* **Interface markup and scripts**

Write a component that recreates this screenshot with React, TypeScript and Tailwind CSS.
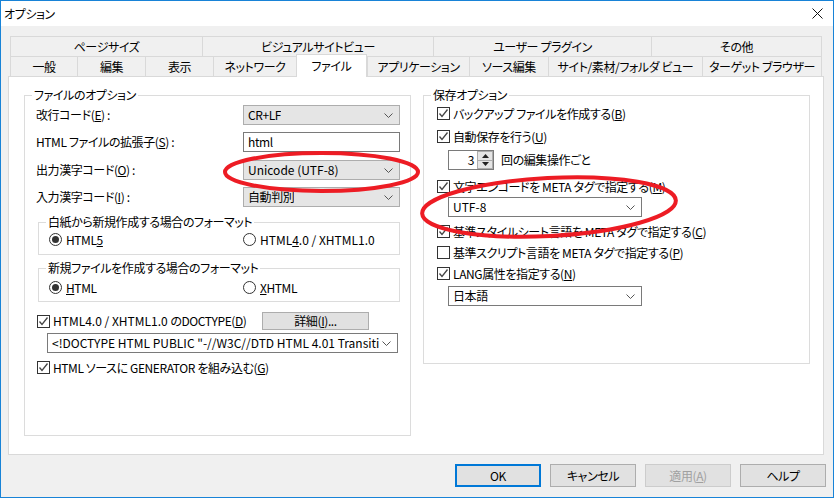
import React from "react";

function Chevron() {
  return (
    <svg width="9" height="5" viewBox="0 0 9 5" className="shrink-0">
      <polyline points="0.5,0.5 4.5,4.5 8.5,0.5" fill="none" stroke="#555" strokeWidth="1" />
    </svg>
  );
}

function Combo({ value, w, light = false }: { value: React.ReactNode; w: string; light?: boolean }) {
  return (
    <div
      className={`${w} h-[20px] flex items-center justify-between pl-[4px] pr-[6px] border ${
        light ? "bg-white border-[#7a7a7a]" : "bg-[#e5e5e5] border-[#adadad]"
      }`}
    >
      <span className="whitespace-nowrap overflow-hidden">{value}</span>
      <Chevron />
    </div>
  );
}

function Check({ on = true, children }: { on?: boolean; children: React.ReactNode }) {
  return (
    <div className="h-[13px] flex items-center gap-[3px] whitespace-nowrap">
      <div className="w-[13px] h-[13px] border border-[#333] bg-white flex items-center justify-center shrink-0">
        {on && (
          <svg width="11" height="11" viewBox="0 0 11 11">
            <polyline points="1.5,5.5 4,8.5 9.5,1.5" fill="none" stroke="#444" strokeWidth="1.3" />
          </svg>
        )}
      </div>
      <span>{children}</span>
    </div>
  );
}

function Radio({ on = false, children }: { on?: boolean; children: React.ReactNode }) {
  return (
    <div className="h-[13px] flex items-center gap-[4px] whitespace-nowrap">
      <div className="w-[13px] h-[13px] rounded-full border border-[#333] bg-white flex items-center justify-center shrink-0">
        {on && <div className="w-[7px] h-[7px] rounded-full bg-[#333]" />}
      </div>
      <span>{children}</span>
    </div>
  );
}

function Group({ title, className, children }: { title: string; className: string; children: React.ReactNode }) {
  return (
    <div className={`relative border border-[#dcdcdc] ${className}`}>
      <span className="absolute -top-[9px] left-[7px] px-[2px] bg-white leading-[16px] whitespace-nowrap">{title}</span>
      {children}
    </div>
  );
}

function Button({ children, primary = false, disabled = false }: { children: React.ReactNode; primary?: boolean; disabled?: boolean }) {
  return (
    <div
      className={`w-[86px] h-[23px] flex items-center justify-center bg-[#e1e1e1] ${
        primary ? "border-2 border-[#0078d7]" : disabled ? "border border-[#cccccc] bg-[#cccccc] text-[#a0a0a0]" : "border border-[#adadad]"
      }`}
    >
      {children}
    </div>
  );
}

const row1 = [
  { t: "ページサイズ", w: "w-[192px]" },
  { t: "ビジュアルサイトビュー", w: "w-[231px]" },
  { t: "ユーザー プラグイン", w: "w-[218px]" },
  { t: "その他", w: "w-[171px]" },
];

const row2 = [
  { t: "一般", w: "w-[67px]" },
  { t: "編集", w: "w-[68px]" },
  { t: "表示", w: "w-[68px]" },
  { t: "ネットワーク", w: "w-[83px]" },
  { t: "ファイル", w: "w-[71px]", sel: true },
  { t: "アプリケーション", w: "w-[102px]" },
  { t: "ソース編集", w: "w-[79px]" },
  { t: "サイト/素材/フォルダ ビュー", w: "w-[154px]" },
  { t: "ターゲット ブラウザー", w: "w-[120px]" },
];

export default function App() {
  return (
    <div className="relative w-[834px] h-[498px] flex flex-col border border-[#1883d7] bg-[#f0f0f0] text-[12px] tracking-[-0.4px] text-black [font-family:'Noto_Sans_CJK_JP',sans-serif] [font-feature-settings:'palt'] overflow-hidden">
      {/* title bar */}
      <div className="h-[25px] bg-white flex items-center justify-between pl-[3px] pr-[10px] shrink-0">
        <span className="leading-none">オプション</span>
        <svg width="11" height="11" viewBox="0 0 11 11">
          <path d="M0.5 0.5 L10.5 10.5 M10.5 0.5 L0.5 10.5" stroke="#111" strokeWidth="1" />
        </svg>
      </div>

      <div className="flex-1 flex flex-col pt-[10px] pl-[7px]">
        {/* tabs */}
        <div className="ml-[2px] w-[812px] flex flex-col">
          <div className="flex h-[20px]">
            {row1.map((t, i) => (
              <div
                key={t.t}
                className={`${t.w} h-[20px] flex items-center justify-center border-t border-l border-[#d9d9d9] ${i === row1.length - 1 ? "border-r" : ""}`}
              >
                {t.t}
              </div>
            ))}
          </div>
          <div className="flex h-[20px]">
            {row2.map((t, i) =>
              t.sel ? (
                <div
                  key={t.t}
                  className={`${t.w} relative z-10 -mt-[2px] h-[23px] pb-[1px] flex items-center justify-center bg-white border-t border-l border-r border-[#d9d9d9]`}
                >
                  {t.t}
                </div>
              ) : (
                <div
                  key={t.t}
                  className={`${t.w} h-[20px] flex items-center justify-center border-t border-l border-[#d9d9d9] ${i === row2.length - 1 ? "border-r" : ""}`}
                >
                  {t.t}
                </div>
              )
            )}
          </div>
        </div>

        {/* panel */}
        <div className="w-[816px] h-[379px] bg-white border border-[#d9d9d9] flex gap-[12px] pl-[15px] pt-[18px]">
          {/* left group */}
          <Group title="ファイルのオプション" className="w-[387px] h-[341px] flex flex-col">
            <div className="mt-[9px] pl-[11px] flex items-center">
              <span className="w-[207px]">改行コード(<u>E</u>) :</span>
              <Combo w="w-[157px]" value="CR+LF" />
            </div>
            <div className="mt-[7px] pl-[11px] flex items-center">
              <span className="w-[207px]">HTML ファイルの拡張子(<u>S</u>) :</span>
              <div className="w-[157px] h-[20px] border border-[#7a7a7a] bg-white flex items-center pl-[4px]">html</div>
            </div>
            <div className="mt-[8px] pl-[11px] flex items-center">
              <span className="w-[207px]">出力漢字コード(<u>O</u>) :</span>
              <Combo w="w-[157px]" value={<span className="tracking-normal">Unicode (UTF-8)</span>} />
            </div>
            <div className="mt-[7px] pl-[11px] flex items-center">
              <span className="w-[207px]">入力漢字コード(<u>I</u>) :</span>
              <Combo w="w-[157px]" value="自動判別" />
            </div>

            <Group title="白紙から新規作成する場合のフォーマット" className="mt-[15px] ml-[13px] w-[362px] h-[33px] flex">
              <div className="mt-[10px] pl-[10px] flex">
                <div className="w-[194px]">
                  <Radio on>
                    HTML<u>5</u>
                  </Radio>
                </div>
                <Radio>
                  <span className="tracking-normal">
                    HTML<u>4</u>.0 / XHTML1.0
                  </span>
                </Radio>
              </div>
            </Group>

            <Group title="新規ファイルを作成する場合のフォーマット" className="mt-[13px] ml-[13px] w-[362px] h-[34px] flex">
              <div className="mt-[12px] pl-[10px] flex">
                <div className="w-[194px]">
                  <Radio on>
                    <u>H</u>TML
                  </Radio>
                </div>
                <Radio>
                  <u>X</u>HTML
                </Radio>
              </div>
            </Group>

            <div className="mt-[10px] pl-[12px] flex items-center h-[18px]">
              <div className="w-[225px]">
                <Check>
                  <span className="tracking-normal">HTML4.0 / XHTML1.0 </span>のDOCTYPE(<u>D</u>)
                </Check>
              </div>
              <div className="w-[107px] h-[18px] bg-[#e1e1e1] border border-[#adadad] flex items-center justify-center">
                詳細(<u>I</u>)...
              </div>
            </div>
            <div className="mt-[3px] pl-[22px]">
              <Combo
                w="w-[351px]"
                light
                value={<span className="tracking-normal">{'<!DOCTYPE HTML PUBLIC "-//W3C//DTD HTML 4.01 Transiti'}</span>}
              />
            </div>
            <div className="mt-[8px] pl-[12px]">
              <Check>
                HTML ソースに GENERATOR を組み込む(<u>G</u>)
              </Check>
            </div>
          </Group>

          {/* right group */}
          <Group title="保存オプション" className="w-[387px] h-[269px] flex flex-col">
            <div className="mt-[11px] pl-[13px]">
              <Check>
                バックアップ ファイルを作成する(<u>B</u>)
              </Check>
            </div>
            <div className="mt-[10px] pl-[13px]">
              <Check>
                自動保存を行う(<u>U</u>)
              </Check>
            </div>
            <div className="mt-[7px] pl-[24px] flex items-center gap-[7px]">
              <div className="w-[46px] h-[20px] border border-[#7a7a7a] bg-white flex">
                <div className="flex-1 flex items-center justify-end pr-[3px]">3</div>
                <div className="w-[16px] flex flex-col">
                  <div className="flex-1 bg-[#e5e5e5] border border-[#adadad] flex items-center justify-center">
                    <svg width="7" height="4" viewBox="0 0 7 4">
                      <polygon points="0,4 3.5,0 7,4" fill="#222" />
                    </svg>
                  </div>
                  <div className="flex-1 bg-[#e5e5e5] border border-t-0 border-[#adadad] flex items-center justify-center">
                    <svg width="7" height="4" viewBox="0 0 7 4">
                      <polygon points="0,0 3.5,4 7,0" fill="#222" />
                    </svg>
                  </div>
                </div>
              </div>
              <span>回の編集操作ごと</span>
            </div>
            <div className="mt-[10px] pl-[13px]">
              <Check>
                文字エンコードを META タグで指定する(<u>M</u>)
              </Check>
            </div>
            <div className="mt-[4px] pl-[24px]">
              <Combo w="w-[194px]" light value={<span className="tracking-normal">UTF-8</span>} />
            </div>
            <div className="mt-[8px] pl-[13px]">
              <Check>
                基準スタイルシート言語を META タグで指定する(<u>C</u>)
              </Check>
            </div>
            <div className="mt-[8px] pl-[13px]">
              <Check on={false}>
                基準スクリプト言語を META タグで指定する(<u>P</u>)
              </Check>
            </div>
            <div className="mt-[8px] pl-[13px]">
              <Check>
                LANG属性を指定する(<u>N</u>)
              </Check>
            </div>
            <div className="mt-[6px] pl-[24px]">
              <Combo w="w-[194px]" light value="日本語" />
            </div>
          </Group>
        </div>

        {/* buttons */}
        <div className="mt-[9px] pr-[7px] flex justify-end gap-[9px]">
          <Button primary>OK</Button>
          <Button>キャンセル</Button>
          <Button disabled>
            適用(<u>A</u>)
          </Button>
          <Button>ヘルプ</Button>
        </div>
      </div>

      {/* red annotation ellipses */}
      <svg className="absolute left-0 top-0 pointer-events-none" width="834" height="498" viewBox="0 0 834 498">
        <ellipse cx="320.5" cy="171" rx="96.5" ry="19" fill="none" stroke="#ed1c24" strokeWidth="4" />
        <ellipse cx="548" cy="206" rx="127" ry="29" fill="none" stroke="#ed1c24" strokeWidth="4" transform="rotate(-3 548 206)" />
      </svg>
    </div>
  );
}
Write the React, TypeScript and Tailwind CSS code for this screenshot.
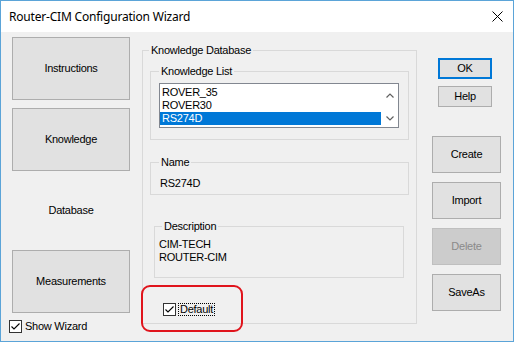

* **PROBLEM**
Copy nothing but the lines from the first one in the listing through the line with "import React from", and omit the pictures.

* **RESULT OF THIS EXERCISE**
Write a component that recreates this screenshot with React, TypeScript and Tailwind CSS.
import React from "react";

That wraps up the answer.